Bob's mother found that she was incapable of caring for three children under the age of 8. So Betty and Bob took them in, and three years later, Betty legally adopted them. Bob transferred to a higher-paying job as a machinist at the Portsmouth Naval Shipyard, and Betty started a full-time job as a mother and homemaker. She said that she found the job extremely challenging, but she adjusted to her new circumstance and made the best of it. She nurtured them through their formative years, and as they gained their independence, she followed suit. Tired of Bob's philandering, she decided he would be happier with his girlfriend, and she would be better off alone.
She purchased her new home with the settlement from her divorce and worked for a time at the W.T. Grant Company, a local department store. Then the Gulf Oil Company approached Betty with an offer for the sale of her house. At a meeting at a downtown restaurant with her real estate agent, Charlie Gray, and the oil company representative, Betty struck a heavily negotiated deal for a good sum of money—at least double the initial offer. Later, when she inquired about the fate of her house, the company informed her that they planned to demolish it. In turn, she offered them a dollar for it on the condition that she would move it to a different lot. When they accepted her offer, she had to find land close to the original location. With the help of her real estate agent she purchased a large vacant lot on a nearby corner. But before she could move the house to it, a new foundation and utilities had to be installed, and she had to find a temporary dwelling. This is when she moved into the boarding house where she met Barney. The profit from the sale of her land made it financially possible for Betty to return to college to finish her baccalaureate degree.

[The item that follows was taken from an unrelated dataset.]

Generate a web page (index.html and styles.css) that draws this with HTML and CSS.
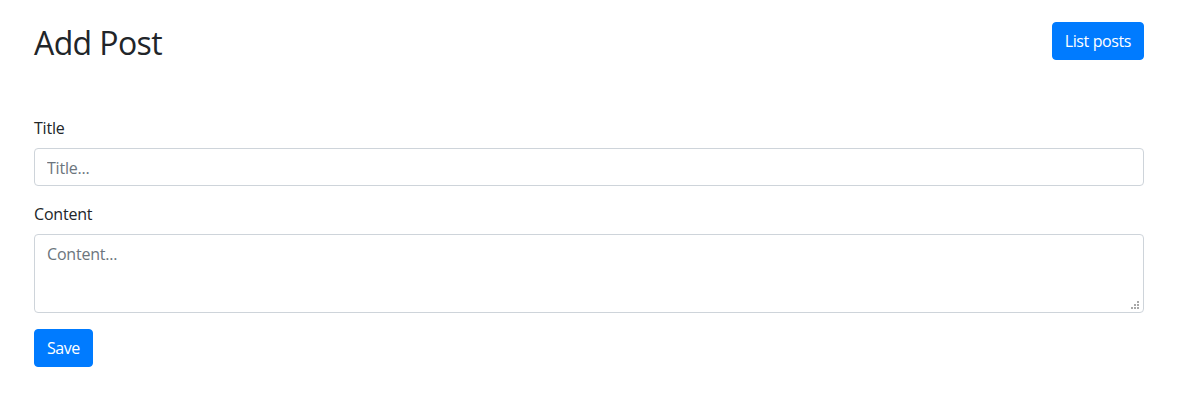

In the summer of 1957, just prior to her senior year in college, she completed fieldwork at a home for delinquent girls, The Leighton Farm School near Philadelphia, where she worked as a counselor. She and Barney had already begun a romantic relationship, and this position made it possible for them to be together. She finished near the top of her class in her social service major and was inducted into the Alpha Kappa Delta Sociology Honor Society. After graduating, Betty found employment with the New Hampshire Division of Welfare, a job that she absolutely loved. She decided to remain in New Hampshire because she owned a house in Portsmouth and wanted to be near her family, with whom she had a close, mutually supportive relationship.
Little is known about Barney's early adult life. His records reveal that he dropped out of high school and served as a store clerk in Philadelphia before he enlisted in the U.S. Army during a peacetime draft. He was 18 years old on May 10, 1941, his conscription date, just seven months prior to America's entry into World War II. He served in the Army for nearly three years, where he qualified as a marksman and truck driver. During his tenure in the service he married his first wife, Ruby, and fathered a son. An accident with a grenade caused Barney to lose his teeth, necessitating dentures, and he was discharged in fair condition from the Aberdeen Proving Ground on May 8, 1944. His enlisted record gives him a character reference as excellent.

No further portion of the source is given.